─── Information supplied ───

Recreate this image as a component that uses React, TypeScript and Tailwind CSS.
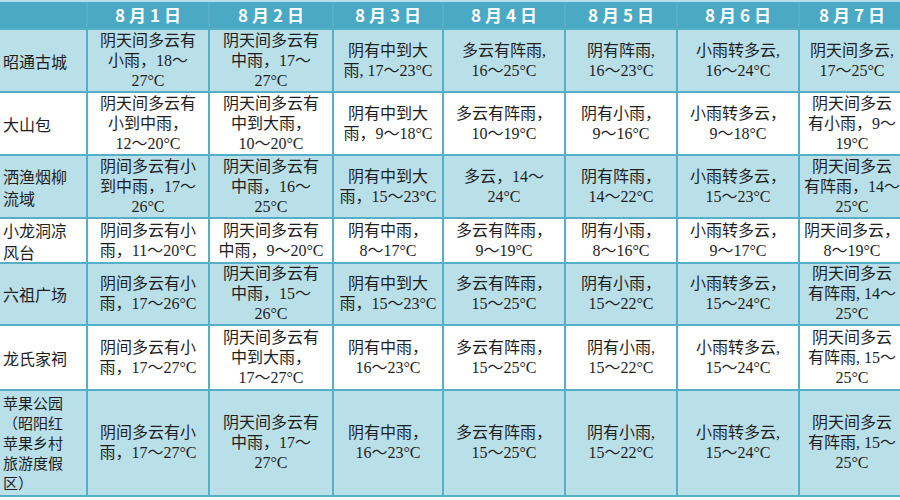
const days = ["8月1日", "8月2日", "8月3日", "8月4日", "8月5日", "8月6日", "8月7日"]

type Row = { place: string[]; cells: string[][] }

const rows: Row[] = [
  {
    place: ["昭通古城"],
    cells: [
      ["阴天间多云有", "小雨，18～", "27°C"],
      ["阴天间多云有", "中雨，17～", "27°C"],
      ["阴有中到大", "雨, 17～23°C"],
      ["多云有阵雨,", "16～25°C"],
      ["阴有阵雨,", "16～23°C"],
      ["小雨转多云,", "16～24°C"],
      ["阴天间多云,", "17～25°C"],
    ],
  },
  {
    place: ["大山包"],
    cells: [
      ["阴天间多云有", "小到中雨，", "12～20°C"],
      ["阴天间多云有", "中到大雨，", "10～20°C"],
      ["阴有中到大", "雨，9～18°C"],
      ["多云有阵雨，", "10～19°C"],
      ["阴有小雨，", "9～16°C"],
      ["小雨转多云，", "9～18°C"],
      ["阴天间多云", "有小雨，9～", "19°C"],
    ],
  },
  {
    place: ["洒渔烟柳", "流域"],
    cells: [
      ["阴间多云有小", "到中雨，17～", "26°C"],
      ["阴天间多云有", "中雨，16～", "25°C"],
      ["阴有中到大", "雨，15～23°C"],
      ["多云，14～", "24°C"],
      ["阴有阵雨，", "14～22°C"],
      ["小雨转多云，", "15～23°C"],
      ["阴天间多云", "有阵雨，14～", "25°C"],
    ],
  },
  {
    place: ["小龙洞凉", "风台"],
    cells: [
      ["阴间多云有小", "雨，11～20°C"],
      ["阴天间多云有", "中雨，9～20°C"],
      ["阴有中雨，", "8～17°C"],
      ["多云有阵雨，", "9～19°C"],
      ["阴有小雨，", "8～16°C"],
      ["小雨转多云，", "9～17°C"],
      ["阴天间多云，", "8～19°C"],
    ],
  },
  {
    place: ["六祖广场"],
    cells: [
      ["阴间多云有小", "雨，17～26°C"],
      ["阴天间多云有", "中雨，15～", "26°C"],
      ["阴有中到大", "雨，15～23°C"],
      ["多云有阵雨，", "15～25°C"],
      ["阴有小雨，", "15～22°C"],
      ["小雨转多云，", "15～24°C"],
      ["阴天间多云", "有阵雨, 14～", "25°C"],
    ],
  },
  {
    place: ["龙氏家祠"],
    cells: [
      ["阴间多云有小", "雨，17～27°C"],
      ["阴天间多云有", "中到大雨，", "17～27°C"],
      ["阴有中雨，", "16～23°C"],
      ["多云有阵雨，", "15～25°C"],
      ["阴有小雨,", "15～22°C"],
      ["小雨转多云,", "15～24°C"],
      ["阴天间多云", "有阵雨, 15～", "25°C"],
    ],
  },
  {
    place: ["苹果公园", "（昭阳红", "苹果乡村", "旅游度假", "区）"],
    cells: [
      ["阴间多云有小", "雨，17～27°C"],
      ["阴天间多云有", "中雨，17～", "27°C"],
      ["阴有中雨，", "16～23°C"],
      ["多云有阵雨，", "15～25°C"],
      ["阴有小雨,", "15～22°C"],
      ["小雨转多云,", "15～24°C"],
      ["阴天间多云", "有阵雨, 15～", "25°C"],
    ],
  },
]

export default function App() {
  return (
    <div className="h-[500px] w-[900px] overflow-hidden bg-white">
      <div className="h-[2px] w-[904px] bg-[#b3dfea]" />
      <div
        className="grid w-[904px] gap-[2px] bg-[#56afc8] pb-[2px] text-[16px] leading-[20px] text-[#1e1e1e] grid-cols-[86px_120px_122px_108px_120px_110px_120px_104px] grid-rows-[26px_61px_61px_61px_43px_60px_63px_104px]"
        style={{ fontFamily: '"Liberation Serif", "Noto Sans CJK SC", serif' }}
      >
        <div className="bg-[#4aa9c4]" />
        {days.map((d) => (
          <div
            key={d}
            className="flex items-center justify-center bg-[#4aa9c4] pl-[4px] text-[17px] font-bold tracking-[4px] text-white"
            style={{ fontFamily: '"Noto Sans CJK SC", sans-serif' }}
          >
            {d}
          </div>
        ))}
        {rows.map((row, ri) => {
          const bg = ri % 2 === 0 ? "bg-[#b9dfe9]" : "bg-white"
          return [
            <div
              key={`p${ri}`}
              className={`flex flex-col justify-center pl-[3px] ${bg} ${row.place.length > 2 ? "text-[15px] leading-[20px]" : "leading-[22px]"}`}
              style={{ fontFamily: '"Noto Sans CJK SC", sans-serif' }}
            >
              {row.place.map((l) => (
                <div key={l}>{l}</div>
              ))}
            </div>,
            ...row.cells.map((cell, ci) => (
              <div
                key={`c${ri}-${ci}`}
                className={`flex flex-col items-center justify-center whitespace-nowrap text-center ${bg}`}
              >
                {cell.map((l, li) => (
                  <div key={li}>{l}</div>
                ))}
              </div>
            )),
          ]
        })}
      </div>
    </div>
  )
}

───

Your goal:
Repeat, word for word and with no pictures, only the lines running from the beginning of the data to the line that contains "string[]; cells: string[][]".

Exercise output:
Recreate this image as a component that uses React, TypeScript and Tailwind CSS.
const days = ["8月1日", "8月2日", "8月3日", "8月4日", "8月5日", "8月6日", "8月7日"]

type Row = { place: string[]; cells: string[][] }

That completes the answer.